TO BE DONE:
Transcribe the whole listing below without changing a word, but leave out every image.

SOURCE EXCERPT:
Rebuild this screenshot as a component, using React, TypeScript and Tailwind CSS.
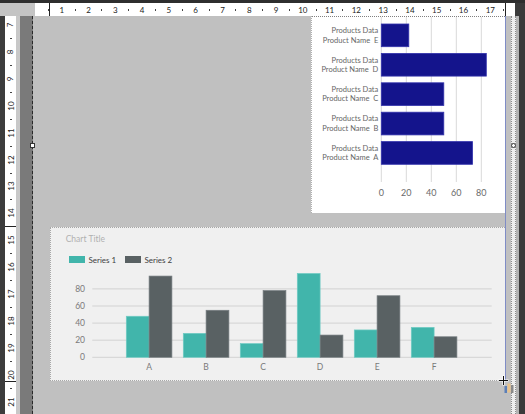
import React from 'react';

const chartFont = "font-['Lato','Liberation_Sans',sans-serif]";

// ruler slots: every half centimetre, numbers on whole ones
const hSlots = Array.from({ length: 35 }, (_, i) => (i + 1) / 2);
const vSlots = Array.from({ length: 30 }, (_, i) => 7 + i / 2);

const products = [
  { name: 'E', value: 22 },
  { name: 'D', value: 84 },
  { name: 'C', value: 50 },
  { name: 'B', value: 50 },
  { name: 'A', value: 73 },
];

const seriesData = [
  { cat: 'A', s1: 48, s2: 95 },
  { cat: 'B', s1: 28, s2: 55 },
  { cat: 'C', s1: 16, s2: 78 },
  { cat: 'D', s1: 98, s2: 26 },
  { cat: 'E', s1: 32, s2: 72 },
  { cat: 'F', s1: 35, s2: 24 },
];

function TopRuler() {
  return (
    <div className="relative flex h-[13px] w-[480px] overflow-hidden bg-white pl-[6.7px] font-['Lato','Liberation_Sans',sans-serif]">
      {hSlots.map((n) => (
        <div key={n} className="flex w-[13.4px] shrink-0 items-center justify-center">
          {Number.isInteger(n) ? (
            <span className="text-[8px] leading-none text-[#222]">{n}</span>
          ) : (
            <span className="block h-[2px] w-px bg-[#444]" />
          )}
        </div>
      ))}
      <div className="absolute left-[14px] top-0 h-full w-px bg-[#222]" />
      <div className="absolute left-[470px] top-0 h-full w-px bg-[#222]" />
    </div>
  );
}

function SideRuler() {
  return (
    <div className="relative flex w-[11px] flex-col overflow-hidden bg-white pt-[2.3px] font-['Lato','Liberation_Sans',sans-serif]">
      {vSlots.map((n) => (
        <div key={n} className="flex h-[13.465px] shrink-0 items-center justify-center">
          {Number.isInteger(n) ? (
            <span className="block -rotate-90 text-[8px] leading-none text-[#222]">{n}</span>
          ) : (
            <span className="block h-px w-[2px] bg-[#444]" />
          )}
        </div>
      ))}
      <div className="absolute left-0 top-[210px] h-px w-full bg-[#222]" />
      <div className="absolute left-0 top-[365px] h-px w-full bg-[#222]" />
    </div>
  );
}

function ProductChart() {
  const grid = [0, 20, 40, 60, 80];
  return (
    <div className="h-[197px] w-[194px] border-l border-t border-dotted border-l-[#b0b0b0] border-t-[#808080] bg-white">
      <svg width="193" height="196" className={chartFont}>
        {grid.map((g) => (
          <line key={g} x1={69.3 + g * 1.25} x2={69.3 + g * 1.25} y1={0} y2={165} stroke="#d9d9d9" strokeWidth="1" />
        ))}
        {products.map((p, i) => {
          const top = 7 + i * 29.4;
          const mid = top + 11.35;
          return (
            <g key={p.name}>
              <rect x={69.3} y={top} width={p.value * 1.25} height={22.7} fill="#14148c" stroke="#3232ac" strokeWidth="0.8" />
              <text x={66.3} y={mid - 4.6} textAnchor="end" dominantBaseline="central" fontSize="7.5" fill="#666666">
                Products Data
              </text>
              <text x={66.3} y={mid + 4.7} textAnchor="end" dominantBaseline="central" fontSize="7.5" fill="#666666" style={{ whiteSpace: 'pre' }}>
                {`Product Name  ${p.name}`}
              </text>
            </g>
          );
        })}
        {grid.map((g) => (
          <text key={g} x={69.3 + g * 1.25} y={175} textAnchor="middle" dominantBaseline="central" fontSize="9" fill="#6a6a6a">
            {g}
          </text>
        ))}
      </svg>
    </div>
  );
}

function SeriesChart() {
  const k = 0.855;
  const base = 93.3;
  return (
    <div className={`ml-[17px] flex h-[154px] w-[455px] flex-col border-b border-l border-t border-dotted border-[#a8a8a8] bg-[#f0f0f0] ${chartFont}`}>
      <div className="ml-[14.7px] mt-[6px] h-[10px] text-[8.5px] leading-[10px] text-[#b0b0b0]">Chart Title</div>
      <div className="ml-[18px] mt-[11px] flex h-[9px] items-center text-[8px] leading-none text-[#404040]">
        <div className="flex w-[56px] items-center gap-[3.5px]">
          <span className="block h-[7px] w-[16px] bg-[#41b5ab]" />
          <span>Series 1</span>
        </div>
        <div className="flex items-center gap-[3.5px]">
          <span className="block h-[7px] w-[16px] bg-[#596163]" />
          <span>Series 2</span>
        </div>
      </div>
      <svg width="454" height="116">
        {[0, 20, 40, 60, 80].map((g) => (
          <g key={g}>
            <line x1={41.3} x2={440.7} y1={base - g * k} y2={base - g * k} stroke="#d2d2d2" strokeWidth="1" />
            <text x={34} y={base - g * k} textAnchor="end" dominantBaseline="central" fontSize="8.5" fill="#7a7a7a">
              {g}
            </text>
          </g>
        ))}
        {seriesData.map((d, i) => {
          const x = 75.3 + i * 57;
          return (
            <g key={d.cat}>
              <rect x={x} y={base - d.s1 * k} width={22.8} height={d.s1 * k} fill="#41b5ab" stroke="#6fcbc3" strokeWidth="0.7" />
              <rect x={x + 22.8} y={base - d.s2 * k} width={22.8} height={d.s2 * k} fill="#596163" stroke="#767d80" strokeWidth="0.7" />
              <text x={x + 22.8} y={102.7} textAnchor="middle" dominantBaseline="central" fontSize="8.5" fill="#7a7a7a">
                {d.cat}
              </text>
            </g>
          );
        })}
      </svg>
    </div>
  );
}

export default function App() {
  return (
    <div className="relative flex h-[414px] w-[525px] flex-col overflow-hidden bg-[#c0c0c0]">
      <div className="h-[3px] shrink-0 bg-[#2e2e2e]" />
      <div className="flex h-[13px] shrink-0">
        <div className="w-[35px] bg-[#c4c4c4]" />
        <TopRuler />
        <div className="flex-1 bg-[#3a3a3a]" />
      </div>
      <div className="flex min-h-0 flex-1">
        <div className="w-[5px] bg-[#3c3c3c]" />
        <SideRuler />
        <div className="w-[4px] bg-[#c8c8c8]" />
        <div className="w-[13px] border-r border-dashed border-[#2a2a2a] bg-[#7a7a7a]" />
        <div className="flex w-[473px] flex-col">
          <div className="flex flex-col gap-[14px] border-r border-[#7f8cc6]">
            <div className="flex justify-end">
              <ProductChart />
            </div>
            <SeriesChart />
          </div>
        </div>
        <div className="w-[5px] bg-[#c0c0c0]" />
        <div className="w-[5px] border-x border-dotted border-[#8a8a8a] bg-[#eeeeee]" />
        <div className="w-[3px] bg-[#b4b4b4]" />
        <div className="flex-1 bg-[#3a3a3a]" />
      </div>

      {/* resize handles */}
      <div className="absolute left-[30px] top-[143px] h-[5px] w-[5px] border border-[#333] bg-white" />
      <div className="absolute left-[511px] top-[143px] h-[5px] w-[5px] rounded-full border border-[#333] bg-white" />

      {/* mouse cursor */}
      <svg className="absolute left-[498px] top-[375px]" width="11" height="11" viewBox="0 0 11 11">
        <path d="M5.5 0.5v10M0.5 5.5h10" stroke="#fff" strokeWidth="2.2" />
        <path d="M5.5 1v9M1 5.5h9" stroke="#111" strokeWidth="1" />
      </svg>
      <svg className="absolute left-[504px] top-[383px]" width="10" height="11" viewBox="0 0 10 11">
        <rect x="0.5" y="3" width="2.5" height="7" fill="#5b7fb8" />
        <rect x="3.5" y="0.5" width="3" height="9" fill="#e9c28a" />
        <rect x="7" y="2" width="2.5" height="8" fill="#8a8a8a" />
      </svg>
    </div>
  );
}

SOLUTION TO THIS TASK:
Rebuild this screenshot as a component, using React, TypeScript and Tailwind CSS.
import React from 'react';

const chartFont = "font-['Lato','Liberation_Sans',sans-serif]";

// ruler slots: every half centimetre, numbers on whole ones
const hSlots = Array.from({ length: 35 }, (_, i) => (i + 1) / 2);
const vSlots = Array.from({ length: 30 }, (_, i) => 7 + i / 2);

const products = [
  { name: 'E', value: 22 },
  { name: 'D', value: 84 },
  { name: 'C', value: 50 },
  { name: 'B', value: 50 },
  { name: 'A', value: 73 },
];

const seriesData = [
  { cat: 'A', s1: 48, s2: 95 },
  { cat: 'B', s1: 28, s2: 55 },
  { cat: 'C', s1: 16, s2: 78 },
  { cat: 'D', s1: 98, s2: 26 },
  { cat: 'E', s1: 32, s2: 72 },
  { cat: 'F', s1: 35, s2: 24 },
];

function TopRuler() {
  return (
    <div className="relative flex h-[13px] w-[480px] overflow-hidden bg-white pl-[6.7px] font-['Lato','Liberation_Sans',sans-serif]">
      {hSlots.map((n) => (
        <div key={n} className="flex w-[13.4px] shrink-0 items-center justify-center">
          {Number.isInteger(n) ? (
            <span className="text-[8px] leading-none text-[#222]">{n}</span>
          ) : (
            <span className="block h-[2px] w-px bg-[#444]" />
          )}
        </div>
      ))}
      <div className="absolute left-[14px] top-0 h-full w-px bg-[#222]" />
      <div className="absolute left-[470px] top-0 h-full w-px bg-[#222]" />
    </div>
  );
}

function SideRuler() {
  return (
    <div className="relative flex w-[11px] flex-col overflow-hidden bg-white pt-[2.3px] font-['Lato','Liberation_Sans',sans-serif]">
      {vSlots.map((n) => (
        <div key={n} className="flex h-[13.465px] shrink-0 items-center justify-center">
          {Number.isInteger(n) ? (
            <span className="block -rotate-90 text-[8px] leading-none text-[#222]">{n}</span>
          ) : (
            <span className="block h-px w-[2px] bg-[#444]" />
          )}
        </div>
      ))}
      <div className="absolute left-0 top-[210px] h-px w-full bg-[#222]" />
      <div className="absolute left-0 top-[365px] h-px w-full bg-[#222]" />
    </div>
  );
}

function ProductChart() {
  const grid = [0, 20, 40, 60, 80];
  return (
    <div className="h-[197px] w-[194px] border-l border-t border-dotted border-l-[#b0b0b0] border-t-[#808080] bg-white">
      <svg width="193" height="196" className={chartFont}>
        {grid.map((g) => (
          <line key={g} x1={69.3 + g * 1.25} x2={69.3 + g * 1.25} y1={0} y2={165} stroke="#d9d9d9" strokeWidth="1" />
        ))}
        {products.map((p, i) => {
          const top = 7 + i * 29.4;
          const mid = top + 11.35;
          return (
            <g key={p.name}>
              <rect x={69.3} y={top} width={p.value * 1.25} height={22.7} fill="#14148c" stroke="#3232ac" strokeWidth="0.8" />
              <text x={66.3} y={mid - 4.6} textAnchor="end" dominantBaseline="central" fontSize="7.5" fill="#666666">
                Products Data
              </text>
              <text x={66.3} y={mid + 4.7} textAnchor="end" dominantBaseline="central" fontSize="7.5" fill="#666666" style={{ whiteSpace: 'pre' }}>
                {`Product Name  ${p.name}`}
              </text>
            </g>
          );
        })}
        {grid.map((g) => (
          <text key={g} x={69.3 + g * 1.25} y={175} textAnchor="middle" dominantBaseline="central" fontSize="9" fill="#6a6a6a">
            {g}
          </text>
        ))}
      </svg>
    </div>
  );
}

function SeriesChart() {
  const k = 0.855;
  const base = 93.3;
  return (
    <div className={`ml-[17px] flex h-[154px] w-[455px] flex-col border-b border-l border-t border-dotted border-[#a8a8a8] bg-[#f0f0f0] ${chartFont}`}>
      <div className="ml-[14.7px] mt-[6px] h-[10px] text-[8.5px] leading-[10px] text-[#b0b0b0]">Chart Title</div>
      <div className="ml-[18px] mt-[11px] flex h-[9px] items-center text-[8px] leading-none text-[#404040]">
        <div className="flex w-[56px] items-center gap-[3.5px]">
          <span className="block h-[7px] w-[16px] bg-[#41b5ab]" />
          <span>Series 1</span>
        </div>
        <div className="flex items-center gap-[3.5px]">
          <span className="block h-[7px] w-[16px] bg-[#596163]" />
          <span>Series 2</span>
        </div>
      </div>
      <svg width="454" height="116">
        {[0, 20, 40, 60, 80].map((g) => (
          <g key={g}>
            <line x1={41.3} x2={440.7} y1={base - g * k} y2={base - g * k} stroke="#d2d2d2" strokeWidth="1" />
            <text x={34} y={base - g * k} textAnchor="end" dominantBaseline="central" fontSize="8.5" fill="#7a7a7a">
              {g}
            </text>
          </g>
        ))}
        {seriesData.map((d, i) => {
          const x = 75.3 + i * 57;
          return (
            <g key={d.cat}>
              <rect x={x} y={base - d.s1 * k} width={22.8} height={d.s1 * k} fill="#41b5ab" stroke="#6fcbc3" strokeWidth="0.7" />
              <rect x={x + 22.8} y={base - d.s2 * k} width={22.8} height={d.s2 * k} fill="#596163" stroke="#767d80" strokeWidth="0.7" />
              <text x={x + 22.8} y={102.7} textAnchor="middle" dominantBaseline="central" fontSize="8.5" fill="#7a7a7a">
                {d.cat}
              </text>
            </g>
          );
        })}
      </svg>
    </div>
  );
}

export default function App() {
  return (
    <div className="relative flex h-[414px] w-[525px] flex-col overflow-hidden bg-[#c0c0c0]">
      <div className="h-[3px] shrink-0 bg-[#2e2e2e]" />
      <div className="flex h-[13px] shrink-0">
        <div className="w-[35px] bg-[#c4c4c4]" />
        <TopRuler />
        <div className="flex-1 bg-[#3a3a3a]" />
      </div>
      <div className="flex min-h-0 flex-1">
        <div className="w-[5px] bg-[#3c3c3c]" />
        <SideRuler />
        <div className="w-[4px] bg-[#c8c8c8]" />
        <div className="w-[13px] border-r border-dashed border-[#2a2a2a] bg-[#7a7a7a]" />
        <div className="flex w-[473px] flex-col">
          <div className="flex flex-col gap-[14px] border-r border-[#7f8cc6]">
            <div className="flex justify-end">
              <ProductChart />
            </div>
            <SeriesChart />
          </div>
        </div>
        <div className="w-[5px] bg-[#c0c0c0]" />
        <div className="w-[5px] border-x border-dotted border-[#8a8a8a] bg-[#eeeeee]" />
        <div className="w-[3px] bg-[#b4b4b4]" />
        <div className="flex-1 bg-[#3a3a3a]" />
      </div>

      {/* resize handles */}
      <div className="absolute left-[30px] top-[143px] h-[5px] w-[5px] border border-[#333] bg-white" />
      <div className="absolute left-[511px] top-[143px] h-[5px] w-[5px] rounded-full border border-[#333] bg-white" />

      {/* mouse cursor */}
      <svg className="absolute left-[498px] top-[375px]" width="11" height="11" viewBox="0 0 11 11">
        <path d="M5.5 0.5v10M0.5 5.5h10" stroke="#fff" strokeWidth="2.2" />
        <path d="M5.5 1v9M1 5.5h9" stroke="#111" strokeWidth="1" />
      </svg>
      <svg className="absolute left-[504px] top-[383px]" width="10" height="11" viewBox="0 0 10 11">
        <rect x="0.5" y="3" width="2.5" height="7" fill="#5b7fb8" />
        <rect x="3.5" y="0.5" width="3" height="9" fill="#e9c28a" />
        <rect x="7" y="2" width="2.5" height="8" fill="#8a8a8a" />
      </svg>
    </div>
  );
}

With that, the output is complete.